Set problem
Return the listing below exactly, with the pictures dropped.

-------- Data block --------

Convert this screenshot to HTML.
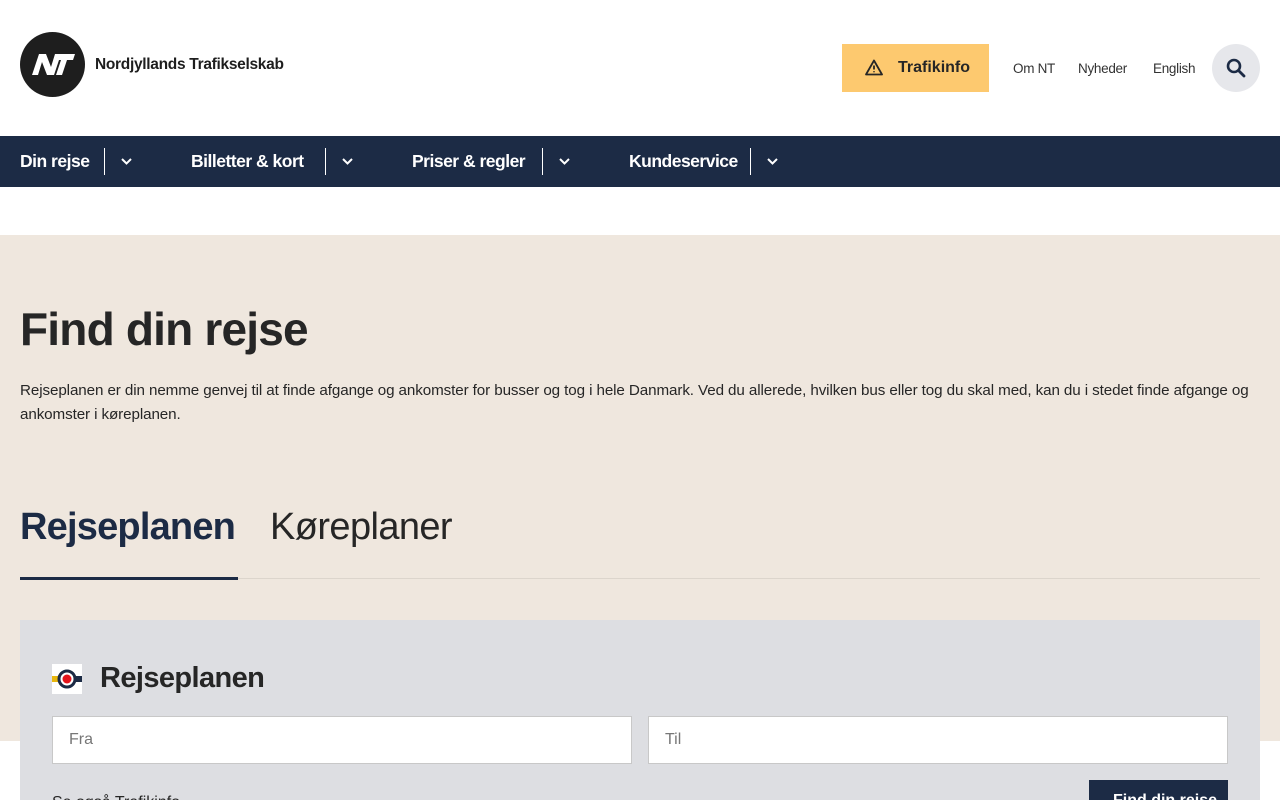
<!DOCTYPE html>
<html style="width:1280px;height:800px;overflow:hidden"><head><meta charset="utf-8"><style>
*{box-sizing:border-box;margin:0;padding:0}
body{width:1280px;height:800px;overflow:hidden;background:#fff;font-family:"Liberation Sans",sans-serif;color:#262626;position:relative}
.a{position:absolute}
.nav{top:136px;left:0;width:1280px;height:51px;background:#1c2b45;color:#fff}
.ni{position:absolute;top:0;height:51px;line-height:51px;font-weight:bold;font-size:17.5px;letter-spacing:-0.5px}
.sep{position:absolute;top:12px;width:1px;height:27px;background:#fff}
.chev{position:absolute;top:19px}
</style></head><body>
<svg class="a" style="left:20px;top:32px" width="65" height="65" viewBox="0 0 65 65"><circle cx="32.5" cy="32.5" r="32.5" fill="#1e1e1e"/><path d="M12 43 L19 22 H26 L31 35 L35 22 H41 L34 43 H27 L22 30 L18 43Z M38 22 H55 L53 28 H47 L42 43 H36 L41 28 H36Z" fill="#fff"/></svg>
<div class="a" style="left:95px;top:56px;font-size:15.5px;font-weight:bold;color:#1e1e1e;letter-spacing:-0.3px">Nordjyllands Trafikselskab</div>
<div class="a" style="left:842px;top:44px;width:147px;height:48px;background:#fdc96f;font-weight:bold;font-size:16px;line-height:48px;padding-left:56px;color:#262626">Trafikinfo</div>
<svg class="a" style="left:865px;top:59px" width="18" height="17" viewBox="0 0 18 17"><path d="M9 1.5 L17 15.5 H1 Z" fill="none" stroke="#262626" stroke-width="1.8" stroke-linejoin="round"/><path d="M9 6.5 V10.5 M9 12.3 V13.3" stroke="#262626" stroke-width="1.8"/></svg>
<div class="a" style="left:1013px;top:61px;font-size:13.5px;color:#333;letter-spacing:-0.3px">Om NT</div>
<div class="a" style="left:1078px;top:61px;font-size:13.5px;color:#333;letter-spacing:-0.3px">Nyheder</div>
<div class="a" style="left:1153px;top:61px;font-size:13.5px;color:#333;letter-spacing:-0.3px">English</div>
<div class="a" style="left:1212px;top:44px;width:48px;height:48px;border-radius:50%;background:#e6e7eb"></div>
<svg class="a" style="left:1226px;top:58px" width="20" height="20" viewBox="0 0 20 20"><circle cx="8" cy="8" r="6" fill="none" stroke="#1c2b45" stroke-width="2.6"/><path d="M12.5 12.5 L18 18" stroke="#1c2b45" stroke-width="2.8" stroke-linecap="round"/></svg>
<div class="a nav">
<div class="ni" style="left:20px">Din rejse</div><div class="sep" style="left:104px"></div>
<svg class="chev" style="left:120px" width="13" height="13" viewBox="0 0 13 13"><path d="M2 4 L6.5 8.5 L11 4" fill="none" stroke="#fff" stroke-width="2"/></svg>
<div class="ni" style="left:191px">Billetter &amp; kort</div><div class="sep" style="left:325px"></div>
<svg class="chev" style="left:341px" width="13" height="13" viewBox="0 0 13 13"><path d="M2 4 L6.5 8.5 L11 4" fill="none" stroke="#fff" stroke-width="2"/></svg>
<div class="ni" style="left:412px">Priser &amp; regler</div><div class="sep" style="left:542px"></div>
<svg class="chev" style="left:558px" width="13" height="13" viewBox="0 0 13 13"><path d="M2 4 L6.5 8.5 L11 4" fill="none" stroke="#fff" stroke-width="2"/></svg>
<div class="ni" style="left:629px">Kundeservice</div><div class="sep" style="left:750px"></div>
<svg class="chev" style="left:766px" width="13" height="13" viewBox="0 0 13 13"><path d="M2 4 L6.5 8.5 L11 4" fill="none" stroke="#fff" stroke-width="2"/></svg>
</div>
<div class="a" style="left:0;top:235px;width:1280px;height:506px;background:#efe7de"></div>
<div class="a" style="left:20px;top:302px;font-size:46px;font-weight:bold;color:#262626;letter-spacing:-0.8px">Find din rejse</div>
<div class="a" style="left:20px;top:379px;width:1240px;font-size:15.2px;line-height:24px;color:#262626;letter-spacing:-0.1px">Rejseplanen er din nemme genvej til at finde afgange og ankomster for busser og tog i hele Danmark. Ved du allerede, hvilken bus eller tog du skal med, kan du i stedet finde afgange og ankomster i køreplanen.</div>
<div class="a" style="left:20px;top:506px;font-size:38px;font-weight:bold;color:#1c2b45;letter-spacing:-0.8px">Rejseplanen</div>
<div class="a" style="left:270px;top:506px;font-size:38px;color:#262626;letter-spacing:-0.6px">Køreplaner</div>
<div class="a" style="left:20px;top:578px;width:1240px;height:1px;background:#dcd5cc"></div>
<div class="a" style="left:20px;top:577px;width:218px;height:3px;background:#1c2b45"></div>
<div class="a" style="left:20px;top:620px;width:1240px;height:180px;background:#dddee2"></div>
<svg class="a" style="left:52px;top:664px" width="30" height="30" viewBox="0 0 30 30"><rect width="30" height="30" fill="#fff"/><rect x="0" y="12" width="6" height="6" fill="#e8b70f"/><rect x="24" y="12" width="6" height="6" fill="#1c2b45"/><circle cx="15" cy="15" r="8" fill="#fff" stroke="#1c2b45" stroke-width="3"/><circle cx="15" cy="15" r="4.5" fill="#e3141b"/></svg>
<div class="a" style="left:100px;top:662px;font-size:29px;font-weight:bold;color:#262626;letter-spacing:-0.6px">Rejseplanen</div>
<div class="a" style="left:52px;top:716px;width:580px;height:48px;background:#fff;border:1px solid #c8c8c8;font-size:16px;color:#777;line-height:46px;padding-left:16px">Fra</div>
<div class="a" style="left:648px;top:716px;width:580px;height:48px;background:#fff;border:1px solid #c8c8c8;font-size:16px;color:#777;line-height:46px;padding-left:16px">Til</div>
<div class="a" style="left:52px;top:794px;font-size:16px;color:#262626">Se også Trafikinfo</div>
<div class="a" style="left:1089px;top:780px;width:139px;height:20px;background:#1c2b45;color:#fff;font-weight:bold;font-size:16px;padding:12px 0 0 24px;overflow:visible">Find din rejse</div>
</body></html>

--------

Exercise result
Convert this screenshot to HTML.
<!DOCTYPE html>
<html style="width:1280px;height:800px;overflow:hidden"><head><meta charset="utf-8"><style>
*{box-sizing:border-box;margin:0;padding:0}
body{width:1280px;height:800px;overflow:hidden;background:#fff;font-family:"Liberation Sans",sans-serif;color:#262626;position:relative}
.a{position:absolute}
.nav{top:136px;left:0;width:1280px;height:51px;background:#1c2b45;color:#fff}
.ni{position:absolute;top:0;height:51px;line-height:51px;font-weight:bold;font-size:17.5px;letter-spacing:-0.5px}
.sep{position:absolute;top:12px;width:1px;height:27px;background:#fff}
.chev{position:absolute;top:19px}
</style></head><body>
<svg class="a" style="left:20px;top:32px" width="65" height="65" viewBox="0 0 65 65"><circle cx="32.5" cy="32.5" r="32.5" fill="#1e1e1e"/><path d="M12 43 L19 22 H26 L31 35 L35 22 H41 L34 43 H27 L22 30 L18 43Z M38 22 H55 L53 28 H47 L42 43 H36 L41 28 H36Z" fill="#fff"/></svg>
<div class="a" style="left:95px;top:56px;font-size:15.5px;font-weight:bold;color:#1e1e1e;letter-spacing:-0.3px">Nordjyllands Trafikselskab</div>
<div class="a" style="left:842px;top:44px;width:147px;height:48px;background:#fdc96f;font-weight:bold;font-size:16px;line-height:48px;padding-left:56px;color:#262626">Trafikinfo</div>
<svg class="a" style="left:865px;top:59px" width="18" height="17" viewBox="0 0 18 17"><path d="M9 1.5 L17 15.5 H1 Z" fill="none" stroke="#262626" stroke-width="1.8" stroke-linejoin="round"/><path d="M9 6.5 V10.5 M9 12.3 V13.3" stroke="#262626" stroke-width="1.8"/></svg>
<div class="a" style="left:1013px;top:61px;font-size:13.5px;color:#333;letter-spacing:-0.3px">Om NT</div>
<div class="a" style="left:1078px;top:61px;font-size:13.5px;color:#333;letter-spacing:-0.3px">Nyheder</div>
<div class="a" style="left:1153px;top:61px;font-size:13.5px;color:#333;letter-spacing:-0.3px">English</div>
<div class="a" style="left:1212px;top:44px;width:48px;height:48px;border-radius:50%;background:#e6e7eb"></div>
<svg class="a" style="left:1226px;top:58px" width="20" height="20" viewBox="0 0 20 20"><circle cx="8" cy="8" r="6" fill="none" stroke="#1c2b45" stroke-width="2.6"/><path d="M12.5 12.5 L18 18" stroke="#1c2b45" stroke-width="2.8" stroke-linecap="round"/></svg>
<div class="a nav">
<div class="ni" style="left:20px">Din rejse</div><div class="sep" style="left:104px"></div>
<svg class="chev" style="left:120px" width="13" height="13" viewBox="0 0 13 13"><path d="M2 4 L6.5 8.5 L11 4" fill="none" stroke="#fff" stroke-width="2"/></svg>
<div class="ni" style="left:191px">Billetter &amp; kort</div><div class="sep" style="left:325px"></div>
<svg class="chev" style="left:341px" width="13" height="13" viewBox="0 0 13 13"><path d="M2 4 L6.5 8.5 L11 4" fill="none" stroke="#fff" stroke-width="2"/></svg>
<div class="ni" style="left:412px">Priser &amp; regler</div><div class="sep" style="left:542px"></div>
<svg class="chev" style="left:558px" width="13" height="13" viewBox="0 0 13 13"><path d="M2 4 L6.5 8.5 L11 4" fill="none" stroke="#fff" stroke-width="2"/></svg>
<div class="ni" style="left:629px">Kundeservice</div><div class="sep" style="left:750px"></div>
<svg class="chev" style="left:766px" width="13" height="13" viewBox="0 0 13 13"><path d="M2 4 L6.5 8.5 L11 4" fill="none" stroke="#fff" stroke-width="2"/></svg>
</div>
<div class="a" style="left:0;top:235px;width:1280px;height:506px;background:#efe7de"></div>
<div class="a" style="left:20px;top:302px;font-size:46px;font-weight:bold;color:#262626;letter-spacing:-0.8px">Find din rejse</div>
<div class="a" style="left:20px;top:379px;width:1240px;font-size:15.2px;line-height:24px;color:#262626;letter-spacing:-0.1px">Rejseplanen er din nemme genvej til at finde afgange og ankomster for busser og tog i hele Danmark. Ved du allerede, hvilken bus eller tog du skal med, kan du i stedet finde afgange og ankomster i køreplanen.</div>
<div class="a" style="left:20px;top:506px;font-size:38px;font-weight:bold;color:#1c2b45;letter-spacing:-0.8px">Rejseplanen</div>
<div class="a" style="left:270px;top:506px;font-size:38px;color:#262626;letter-spacing:-0.6px">Køreplaner</div>
<div class="a" style="left:20px;top:578px;width:1240px;height:1px;background:#dcd5cc"></div>
<div class="a" style="left:20px;top:577px;width:218px;height:3px;background:#1c2b45"></div>
<div class="a" style="left:20px;top:620px;width:1240px;height:180px;background:#dddee2"></div>
<svg class="a" style="left:52px;top:664px" width="30" height="30" viewBox="0 0 30 30"><rect width="30" height="30" fill="#fff"/><rect x="0" y="12" width="6" height="6" fill="#e8b70f"/><rect x="24" y="12" width="6" height="6" fill="#1c2b45"/><circle cx="15" cy="15" r="8" fill="#fff" stroke="#1c2b45" stroke-width="3"/><circle cx="15" cy="15" r="4.5" fill="#e3141b"/></svg>
<div class="a" style="left:100px;top:662px;font-size:29px;font-weight:bold;color:#262626;letter-spacing:-0.6px">Rejseplanen</div>
<div class="a" style="left:52px;top:716px;width:580px;height:48px;background:#fff;border:1px solid #c8c8c8;font-size:16px;color:#777;line-height:46px;padding-left:16px">Fra</div>
<div class="a" style="left:648px;top:716px;width:580px;height:48px;background:#fff;border:1px solid #c8c8c8;font-size:16px;color:#777;line-height:46px;padding-left:16px">Til</div>
<div class="a" style="left:52px;top:794px;font-size:16px;color:#262626">Se også Trafikinfo</div>
<div class="a" style="left:1089px;top:780px;width:139px;height:20px;background:#1c2b45;color:#fff;font-weight:bold;font-size:16px;padding:12px 0 0 24px;overflow:visible">Find din rejse</div>
</body></html>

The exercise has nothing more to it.